Pekerjaan rumah kita
berikutnya adalah apa desain pembangunan untuk Papua yang tepat di era
otonomi khusus ini? Sebenarnya otonomi khusus adalah peluang bagi Papua
karena negara memberikan pengakuan dan penghormatan hak-hak dasar orang
asli Papua serta pemberdayaannya secara strategis dan mendasar. Bahkan
dengan tegas, adanya pengakuan terhadap eksistensi hak ulayat, adat,
masyarakat adat dan hukum adat.
Kita menyadari bahwa
rancangan pembangunan masyarakat Papua adalah sebuah pekerjaan yang
multidimensional, multisektor, multiwilayah, dan multiaktor. Ketika
ditarik ke ranah administrasi pembangunan, di sana ada relasi antar
urusan, relasi antar lembaga,
budget constraints , dan bahkan regulasi yang melekat dalam suatu urusan pemerintahan, baik di level provinsi dan kabupaten/kota.
Dalam
setting seperti
itu, kita patut bersyukur karena dalam desain pembangunan Papua tahun
2015-2019, pemerintah telah mengakomodasi pengembangan wilayah berbasis
wilayah adat, baik wilayah Animha, Meepago, Laapago, Saireri, dan Mamta.
Sementara di Papua Barat, didorong sejumlah kawasan potensial ekonomi.
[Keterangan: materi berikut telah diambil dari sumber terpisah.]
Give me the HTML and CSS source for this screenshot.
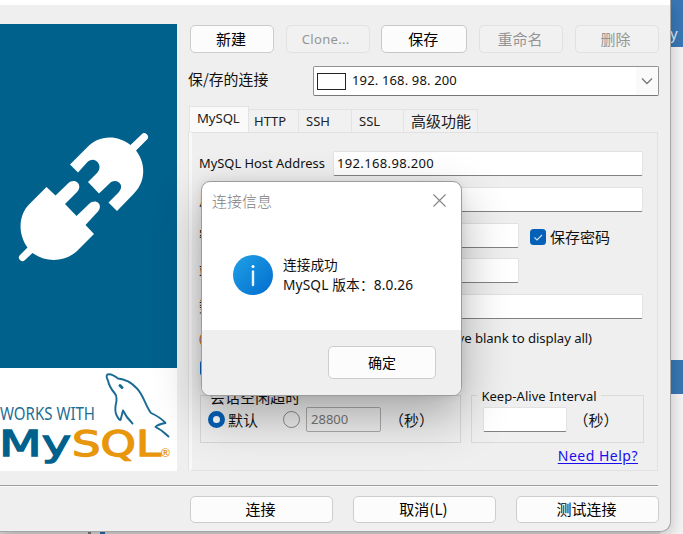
FILE: index.html
```html
<!DOCTYPE html>
<html lang="zh-CN">
<head>
<meta charset="utf-8">
<title>连接</title>
<link rel="stylesheet" href="styles.css">
</head>
<body>
<div class="desktop">
  <div class="backdrop-right">
    <div class="backdrop-head">y</div>
    <div class="backdrop-band"></div>
  </div>
  <div class="backdrop-bottom"><i class="tick"></i><i class="tick blue"></i></div>

  <main class="window">
    <div class="titlebar"></div>
    <div class="columns">
      <aside class="banner">
        <svg class="plug" viewBox="0 0 177 344" width="177" height="344">
          <g fill="#fff">
            <path d="M70 140.500L87 123.500C98 111 117 110 130.500 121L141.500 110.500A3.700 3.700 0 0 1 147 115.500L136 126.500C147 141 145 159 133.500 170L117 187L108.500 178.500L118.500 168.500C126 161 116 153 109.500 159.500L99 169.500L88 158L97.500 148.500C104 141 94 131 87 138.500L78 148.500Z"/>
            <path d="M46.500 163L55.500 171.500L68 159.500C75 153 83.500 161 77 168L65 180L76.500 192L89 180C96 173.500 104 181 97.500 188L85.500 201L94 210L76.500 227.500C63 239 45 238 32.500 229L25 236A3.500 3.500 0 0 1 20 231L27.500 223.500C17 209 19 190 29.500 180Z"/>
          </g>
        </svg>
        <svg class="works" viewBox="0 368 177 103" width="177" height="103">
          <g fill="none" stroke="#1a6b94" stroke-width="1.900" stroke-linejoin="round" stroke-linecap="round">
            <path d="M168.500 436.500C165 433 161 429.500 155.500 427Q157.500 424.500 165.500 423Q160 417 151 413C145 405 144 396 137 388.500C130 381 124 379 118 378.500C113 374.500 110 373.500 107.500 374.500C105.500 376 107 378.500 108 380.500C109 386 111 389 114.500 393C118 397 116 398 116.500 401C115 407 115 413 117 416C118 418 119.500 420 120.500 420C121.500 417 122 414 123 410.500C126 417 128 419 132.500 423.500"/>
            <path d="M120 385.500l2 2" stroke-width="3"/>
          </g>
          <text class="works-text" x="0" y="419.500" textLength="95" lengthAdjust="spacingAndGlyphs">WORKS WITH</text>
          <text class="my" x="-1" y="455.500" textLength="72" lengthAdjust="spacingAndGlyphs">My</text>
          <text class="sql" x="72" y="455.500" textLength="89" lengthAdjust="spacingAndGlyphs">SQL</text>
          <text class="reg" x="161" y="457">®</text>
        </svg>
      </aside>

      <section class="content">
        <div class="toolbar">
          <button class="btn">新建</button>
          <button class="btn off">Clone...</button>
          <button class="btn wide">保存</button>
          <button class="btn off">重命名</button>
          <button class="btn off">删除</button>
        </div>
        <div class="saved">
          <label>保/存的连接</label>
          <div class="combo"><i class="swatch"></i><span class="combo-value">192. 168. 98. 200</span>
            <span class="drop"><svg width="12" height="8" viewBox="0 0 12 8"><path d="M1 1.500L6 6.500L11 1.500" fill="none" stroke="#777" stroke-width="1.300"/></svg></span>
          </div>
        </div>
        <nav class="tabs">
          <span class="tab active">MySQL</span><span class="tab t2">HTTP</span><span class="tab t3">SSH</span><span class="tab t4">SSL</span><span class="tab t5">高级功能</span>
        </nav>
        <div class="panel">
          <div class="row"><label class="host">MySQL Host Address</label><div class="input"><span class="ip">192.168.98.200</span></div></div>
          <div class="row"><label>用户名</label><div class="input"></div></div>
          <div class="row"><label>密码</label><div class="input short"></div>
            <span class="check"><svg width="16" height="16" viewBox="0 0 16 16"><rect width="16" height="16" rx="3.500" fill="#0560b8"/><path d="M4.500 8.500L7 11L12 6" fill="none" stroke="#cfe2f5" stroke-width="1.100"/></svg>保存密码</span>
          </div>
          <div class="row"><label>端口</label><div class="input short"></div></div>
          <div class="row"><label>数据/库</label><div class="input"></div></div>
          <div class="hint"><span class="paren">(</span><span>Leave blank to display all)</span></div>
          <div class="compress"><svg width="16" height="16" viewBox="0 0 16 16"><rect width="16" height="16" rx="3.500" fill="#0560b8"/></svg></div>
          <div class="groups">
            <fieldset class="group timeout">
              <legend>会话空闲超时</legend>
              <div class="group-body">
                <i class="radio on"></i><span class="cjk">默认</span><i class="radio second"></i>
                <span class="num">28800</span><span class="unit">（秒）</span>
              </div>
            </fieldset>
            <fieldset class="group alive">
              <legend>Keep-Alive Interval</legend>
              <div class="group-body"><div class="input small"></div><span class="unit">（秒）</span></div>
            </fieldset>
          </div>
          <a class="help" href="#">Need Help?</a>
        </div>
      </section>
    </div>
    <hr class="rule">
    <footer class="actions">
      <button class="btn">连接</button>
      <button class="btn">取消(L)</button>
      <button class="btn">测试连接</button>
    </footer>
  </main>

  <div class="dialog">
    <header class="dialog-head"><span>连接信息</span>
      <svg width="13" height="13" viewBox="0 0 13 13"><path d="M.5 .5L12.500 12.500M12.500 .5L.5 12.500" stroke="#858585" stroke-width="1.100"/></svg>
    </header>
    <div class="dialog-body">
      <svg width="40" height="40" viewBox="0 0 40 40">
        <defs><linearGradient id="info" x1="0" y1="0" x2="1" y2="1"><stop offset=".1" stop-color="#1c9ce4"/><stop offset=".9" stop-color="#0571d0"/></linearGradient></defs>
        <circle cx="20" cy="20" r="20" fill="url(#info)"/><circle cx="20" cy="11.500" r="1.500" fill="#fff"/><path d="M20 16.500V30" stroke="#e8f5ff" stroke-width="2.400" stroke-linecap="round"/>
      </svg>
      <div class="message"><div>连接成功</div><div class="version">MySQL 版本：8.0.26</div></div>
    </div>
    <div class="dialog-foot"><button class="btn ok">确定</button></div>
  </div>
</div>
</body>
</html>
```
FILE: styles.css
```css
* { box-sizing: border-box; }
body { margin: 0; overflow: hidden; font-family: "Noto Sans", "Noto Sans CJK SC", sans-serif; font-size: 13px; color: #111; }
.desktop { position: relative; width: 683px; height: 534px; overflow: hidden; background: #efefef; }
.backdrop-right { position: absolute; left: 660px; top: 0; width: 23px; height: 534px; background: #f4f4f4; }
.backdrop-head { height: 47px; background: #3977b5; color: #dce9f5; padding: 23px 0 0 10px; line-height: 20px; font-size: 15px; }
.backdrop-band { height: 34px; margin-top: 313px; background: #3977b3; }
.backdrop-bottom { position: absolute; left: 0; top: 520px; width: 660px; height: 14px; display: flex; gap: 9px; padding-left: 88px; background: #d8d8d8; }
.tick { width: 3px; background: #777; }
.tick.blue { width: 5px; background: #2c67a5; }

.window { position: relative; width: 671px; height: 532px; background: #efefef; border: solid #a5a5a5; border-width: 0 1px 1px 0; border-radius: 0 0 10px 0; box-shadow: 0 5px 16px rgba(0,0,0,.22); }
.titlebar { height: 5px; background: #fff; }
.columns { display: flex; height: 480px; padding-top: 19px; }
.banner { width: 177px; height: 447px; background: #fff; display: flex; flex-direction: column; }
.plug { display: block; background: #00618c; }
.works { display: block; }
.works-text { font: 18px "Noto Sans"; fill: #1f6d94; }
.my, .sql { font: 35px "DejaVu Sans"; stroke-width: 1.3px; }
.my { fill: #00618c; stroke: #00618c; }
.sql { fill: #e8960c; stroke: #e8960c; }
.reg { font: bold 12px "Liberation Sans"; fill: #e8960c; }

.content { width: 470px; margin-left: 12px; }
.toolbar { display: flex; height: 43px; padding: 1px 0 0 1px; gap: 12px; }
.btn { width: 84px; height: 28px; padding: 0 0 1px; border: 1px solid #cdcdcd; border-radius: 5px; background: #fcfcfc; font: 15px "Noto Sans CJK SC", sans-serif; color: #000; line-height: 24px; }
.toolbar .btn { margin-right: -.35px; padding-right: 2px; }
.btn.wide { width: 86px; border-color: #c8c8c8; }
.btn.off { background: #f1f1f1; border-color: #e1e1e1; color: #959595; }
.toolbar .btn.off:nth-child(2) { font: 13px "Noto Sans"; letter-spacing: .3px; padding-right: 4px; }

.saved { display: flex; height: 40px; align-items: flex-start; justify-content: space-between; }
.saved label { font: 14.900px/23px "Noto Sans CJK SC"; margin-left: -1px; }
.combo { width: 346px; height: 30px; margin: -1px 0 0; background: #fff; border: 1px solid #929292; border-bottom-color: #777; border-radius: 2px; display: flex; align-items: center; padding-left: 3px; }
.swatch { width: 29px; height: 17px; border: 1px solid #222; }
.combo-value { margin-left: 6px; margin-top: -2px; font: 13px "Noto Sans"; letter-spacing: .15px; }
.drop { margin-left: auto; width: 22px; height: 28px; display: flex; align-items: center; justify-content: center; background: #fafafa; }

.tabs { display: flex; align-items: flex-end; height: 25px; }
.tab { height: 23px; border: 1px solid #e3e3e3; border-left: 0; border-bottom: 0; background: #f1f1f1; line-height: 23px; padding-left: 5px; color: #222; }
.tab.active { width: 60px; height: 26px; background: #fafafa; padding-left: 7px; line-height: 23px; border-left: 1px solid #e3e3e3; font-size: 13.200px; letter-spacing: -.1px; }
.t2 { width: 50px; } .t3 { width: 53px; padding-left: 7px; } .t4 { width: 52px; padding-left: 7px; }
.t5 { width: 74px; padding-left: 7px; font: 15px/22px "Noto Sans CJK SC"; white-space: nowrap; }

.panel { height: 339px; width: 469px; border: 1px solid #e1e1e1; border-left: 3px solid #f8f8f8; box-shadow: -1px 0 #e3e3e3; padding: 18px 13px 0 7px; }
.row { display: flex; height: 35.750px; }
.row label { width: 134px; flex: none; line-height: 24px; white-space: nowrap; font-size: 15px; }
.row label.host { font-size: 12.900px; line-height: 25px; }
.input { width: 310px; height: 25px; background: #fff; border: 1px solid #e2e2e2; border-bottom: 1px solid #828282; border-radius: 2px; }
.input.short { width: 186px; }
.ip { margin-left: 3px; line-height: 22px; font-size: 13px; letter-spacing: .35px; }
.check { display: flex; align-items: center; height: 28px; margin-left: 11px; gap: 4px; font: 15px "Noto Sans CJK SC"; }
.hint { height: 31px; line-height: 20px; display: flex; justify-content: space-between; padding-right: 52px; margin-top: -2px; font-size: 13.200px; letter-spacing: -.08px; }
.paren { color: #b06a10; }
.compress { height: 35px; padding-top: 1px; }
.compress svg { margin-left: 1px; }
.groups { display: flex; gap: 10px; height: 48px; margin-top: 1px; margin-left: 1px; }
.group { position: relative; margin: 0; padding: 0; min-width: 0; height: 48px; border: 1px solid #dadada; }
.group.timeout { border-color: rgba(0,0,0,.1); }
.group legend { position: absolute; top: -10px; left: 5px; padding: 0 4px; height: 20px; line-height: 20px; white-space: nowrap; background: #efefef; font-size: 13px; letter-spacing: .05px; }
.timeout { width: 262px; } .alive { width: 173px; }
.group.timeout legend { font: 15px/22px "Noto Sans CJK SC"; background: transparent; }
.group-body { display: flex; align-items: center; height: 25px; margin-top: 11px; padding-left: 7px; }
.radio { width: 17px; height: 17px; flex: none; border: 1px solid #888; border-radius: 50%; background: #eee; }
.radio.on { border: 5px solid #0560b8; background: #fff; }
.radio.second { margin-left: 25px; }
.cjk { font: 15px "Noto Sans CJK SC"; margin-left: 3px; }
.num { width: 75px; height: 25px; border: 1px solid #aaa; margin-left: 6px; padding-left: 4px; line-height: 23px; color: #777; border-radius: 2px; }
.unit { font: 15px "Noto Sans CJK SC"; margin-left: 8px; }
.small { width: 84px; margin-left: 4px; }
.alive .unit { margin-left: 6px; }
.help { display: block; text-align: right; margin: 2px 6px 0 0; line-height: 22px; font-size: 14px; letter-spacing: .5px; color: #1a0cf0; text-underline-offset: 2px; }
.rule { width: 658px; margin: 0; border: 0; height: 2px; background: #9d9d9d; border-bottom: 1px solid #fafafa; }
.actions { display: flex; justify-content: space-between; width: 659px; padding: 9px 0 0 190px; }
.actions .btn { width: 143px; height: 27px; padding-right: 2px; }

.dialog { position: absolute; left: 201px; top: 181px; width: 261px; height: 215px; background: #fff; border: 1px solid #9c9c9c; border-radius: 9px; box-shadow: 0 20px 48px rgba(0,0,0,.30), 0 0 10px rgba(0,0,0,.08); }
.dialog-head { display: flex; justify-content: space-between; align-items: center; height: 38px; padding: 0 15px 2px 10px; font: 300 15px "Noto Sans CJK SC"; color: #808080; }
.dialog-body { display: flex; align-items: center; height: 110px; padding: 0 0 0 31px; gap: 10px; }
.message { font: 13.700px/20px "Noto Sans", "Noto Sans CJK SC"; }
.version { font-size: 13.700px; letter-spacing: .15px; white-space: nowrap; }
.dialog-foot { height: 65px; display: flex; justify-content: flex-end; padding: 16px 25px 0 0; background: #efefef; border-radius: 0 0 8px 8px; }
.ok { width: 108px; height: 33px; font-size: 14px; line-height: 30px; }
```
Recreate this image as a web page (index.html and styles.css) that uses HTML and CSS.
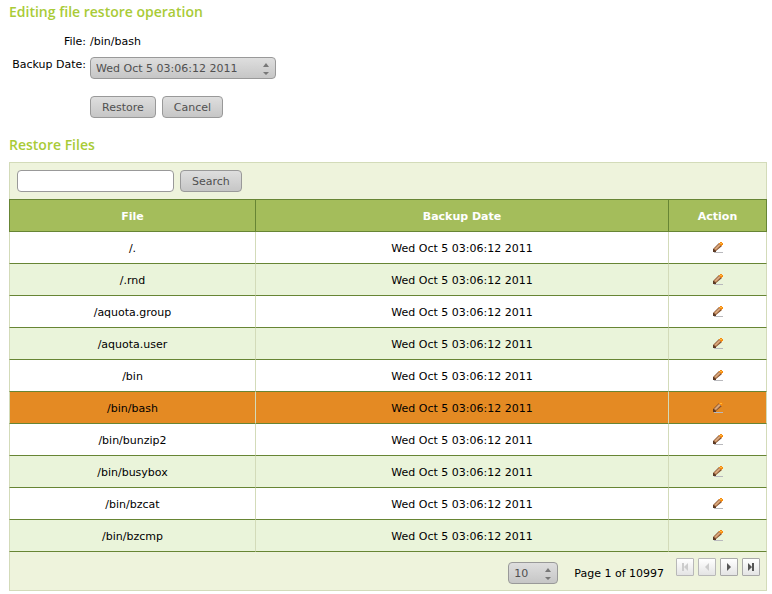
FILE: index.html
```
<!DOCTYPE html>
<html lang="en">
<head>
    <meta charset="UTF-8">
    <meta name="viewport" content="width=device-width, initial-scale=1.0">
    <title>Restore Files</title>
    <link rel="stylesheet" href="styles.css">
</head>
<body>
    <!-- pencil and arrows, reused below -->
    <svg class="sprites" width="0" height="0" aria-hidden="true">
        <symbol id="pencil" viewBox="0 0 10 11">
            <path d="M1 10h9v1H1z" fill="#b9b9bd"/>
            <path d="M0 9V7l6-6 3 3-6 5z" fill="#85502c"/>
            <path d="M1 7l5-5 2 1-5 5z" fill="#d9a67a"/>
            <path d="M0 7h1v1h1v1h1v1H0z" fill="#5a3a26"/>
            <path d="M6 1h1V0h2v1h1v2H9v1H8V3H7V2H6z" fill="#f58a10"/>
            <path d="M7 1h2v1H7z" fill="#ffb840"/>
        </symbol>
        <symbol id="updown" viewBox="0 0 8 12">
            <path d="M1 4l3-4 3 4zM1 9l3 3 3-3z" fill="#777"/>
        </symbol>
    </svg>

    <h2>Editing file restore operation</h2>
    <form class="edit-form">
        <span class="label">File:</span>
        <span class="value">/bin/bash</span>
        <label class="label" for="backup-date">Backup Date:</label>
        <div class="select date-select">
            <select id="backup-date"><option>Wed Oct 5 03:06:12 2011</option></select>
            <svg width="8" height="12"><use href="#updown"/></svg>
        </div>
        <div class="buttons">
            <button type="submit" class="btn">Restore</button>
            <button type="button" class="btn">Cancel</button>
        </div>
    </form>

    <h2>Restore Files</h2>
    <div class="panel">
        <form class="search">
            <input type="text" aria-label="Search files">
            <button type="submit" class="btn">Search</button>
        </form>
        <table>
            <thead>
                <tr><th class="col-file">File</th><th>Backup Date</th><th class="col-action">Action</th></tr>
            </thead>
            <tbody>
                <tr><td>/.</td><td>Wed Oct 5 03:06:12 2011</td><td><a href="#" aria-label="Edit"><svg width="10" height="11"><use href="#pencil"/></svg></a></td></tr>
                <tr><td>/.rnd</td><td>Wed Oct 5 03:06:12 2011</td><td><a href="#" aria-label="Edit"><svg width="10" height="11"><use href="#pencil"/></svg></a></td></tr>
                <tr><td>/aquota.group</td><td>Wed Oct 5 03:06:12 2011</td><td><a href="#" aria-label="Edit"><svg width="10" height="11"><use href="#pencil"/></svg></a></td></tr>
                <tr><td>/aquota.user</td><td>Wed Oct 5 03:06:12 2011</td><td><a href="#" aria-label="Edit"><svg width="10" height="11"><use href="#pencil"/></svg></a></td></tr>
                <tr><td>/bin</td><td>Wed Oct 5 03:06:12 2011</td><td><a href="#" aria-label="Edit"><svg width="10" height="11"><use href="#pencil"/></svg></a></td></tr>
                <tr class="selected"><td>/bin/bash</td><td>Wed Oct 5 03:06:12 2011</td><td><a href="#" aria-label="Edit"><svg width="10" height="11"><use href="#pencil"/></svg></a></td></tr>
                <tr><td>/bin/bunzip2</td><td>Wed Oct 5 03:06:12 2011</td><td><a href="#" aria-label="Edit"><svg width="10" height="11"><use href="#pencil"/></svg></a></td></tr>
                <tr><td>/bin/busybox</td><td>Wed Oct 5 03:06:12 2011</td><td><a href="#" aria-label="Edit"><svg width="10" height="11"><use href="#pencil"/></svg></a></td></tr>
                <tr><td>/bin/bzcat</td><td>Wed Oct 5 03:06:12 2011</td><td><a href="#" aria-label="Edit"><svg width="10" height="11"><use href="#pencil"/></svg></a></td></tr>
                <tr><td>/bin/bzcmp</td><td>Wed Oct 5 03:06:12 2011</td><td><a href="#" aria-label="Edit"><svg width="10" height="11"><use href="#pencil"/></svg></a></td></tr>
            </tbody>
        </table>
        <div class="pager">
            <div class="select size-select">
                <select aria-label="Rows per page"><option>10</option></select>
                <svg width="8" height="12"><use href="#updown"/></svg>
            </div>
            <span class="page">Page 1 of 10997</span>
            <div class="pages">
                <button type="button" disabled aria-label="First page"><svg width="8" height="8"><path d="M1 0h2v8H1zM7 0v8L3 4z"/></svg></button>
                <button type="button" disabled aria-label="Previous page"><svg width="8" height="8"><path d="M6 0v8L2 4z"/></svg></button>
                <button type="button" aria-label="Next page"><svg width="8" height="8"><path d="M2 0v8l4-4z"/></svg></button>
                <button type="button" aria-label="Last page"><svg width="8" height="8"><path d="M1 0v8l4-4zM5 0h2v8H5z"/></svg></button>
            </div>
        </div>
    </div>
</body>
</html>
```
FILE: styles.css
```
* { box-sizing: border-box; }
body { margin: 0 5px 0 9px; background: #fff; color: #000; font-family: "DejaVu Sans", Verdana, sans-serif; font-size: 11px; line-height: 14px; }
.sprites { position: absolute; }
svg { display: block; }
h2 { margin: 0; padding-top: 2px; color: #a9cb37; font-family: "Trebuchet MS", "Open Sans", sans-serif; font-size: 14px; font-weight: 600; line-height: 20px; }

/* controls */
input, select, .btn { height: 22px; border: 1px solid #999; border-radius: 4px; font: inherit; }
select, .btn { background: linear-gradient(#dedede, #c6c6c6); color: #505050; }
select { width: 100%; padding: 1px 5px 0; appearance: none; }
.btn { padding: 1px 11px 0; }
.select { position: relative; }
.select svg { position: absolute; right: 6px; top: 6px; pointer-events: none; }

/* edit form */
.edit-form { display: grid; grid-template-columns: 77px 1fr; column-gap: 4px; padding: 12px 0 15px; }
.label, .value { padding-top: 1px; }
.label { text-align: right; white-space: nowrap; }
.edit-form .value, .edit-form span.label { height: 23px; }
.date-select { width: 186px; }
.buttons { grid-column: 2; display: flex; gap: 6px; margin-top: 17px; }

/* file list */
.panel { margin-top: 7px; border: 1px solid #d3dbb9; background: #eef3dc; }
.search { display: flex; gap: 6px; padding: 7px; }
.search input { width: 157px; background: #fff; }
table { width: calc(100% + 2px); margin: 0 -1px; border-collapse: separate; border-spacing: 0; table-layout: fixed; }
th, td { padding: 2px 0 0; text-align: center; }
th { height: 33px; background: #a4bd5b; color: #fff; border: 1px solid #678534; border-right: 0; }
td { height: 32px; background: #fff; border-left: 1px solid #d3dbb9; border-bottom: 1px solid #678534; }
th:last-child { border-right: 1px solid #678534; }
td:last-child { padding-top: 0; border-right: 1px solid #d3dbb9; }
.col-file { width: 246px; }
.col-action { width: 99px; }
tr:nth-child(even) td { background: #eaf4da; }
tr.selected td { background: #e48a23; }
td svg { margin: 0 auto; }
.pager { display: flex; justify-content: flex-end; height: 38px; padding: 6px 6px 0 0; }
.size-select { width: 50px; margin-top: 4px; }
.page { margin: 9px 12px 0 16px; }
.pages { display: flex; gap: 4px; }
.pages button { display: flex; align-items: center; justify-content: center; width: 18px; height: 18px; padding: 0; border: 1px solid #a8a8a8; border-radius: 1px; background: linear-gradient(#fff, #e4e4e4); fill: #555; }
.pages button:disabled { border-color: #b8b8b8; fill: #ccc; }
```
Pada titik ini, wilayah adat diletakkan dalam kerangka wilayah strategis
yang didekati dari sisi potensi ekonomi dan karakteristik zona ekologi
wilayah yang berbeda, pemetaan hak ulayat, sumber daya manusia di
wilayah adat, konektivitas internal dan eksternal wilayah, maupun
kerangka regulasi yang mendukung pengembangan wilayah strategis berbasis
adat.
Ke depan, sejumlah pekerjaan rumah telah menanti
kita semua. Kita bersyukur, telah memiliki pemetaan wilayah adat atau
karakter zona ekologi. Namun, ikhtiar strategis ke depan, adalah
deepening regional wisdom and local characters of Papuans ke dalam rancangan nasional pembangunan Papua yang harus lebih bermakna, inklusif, dan berkelanjutan.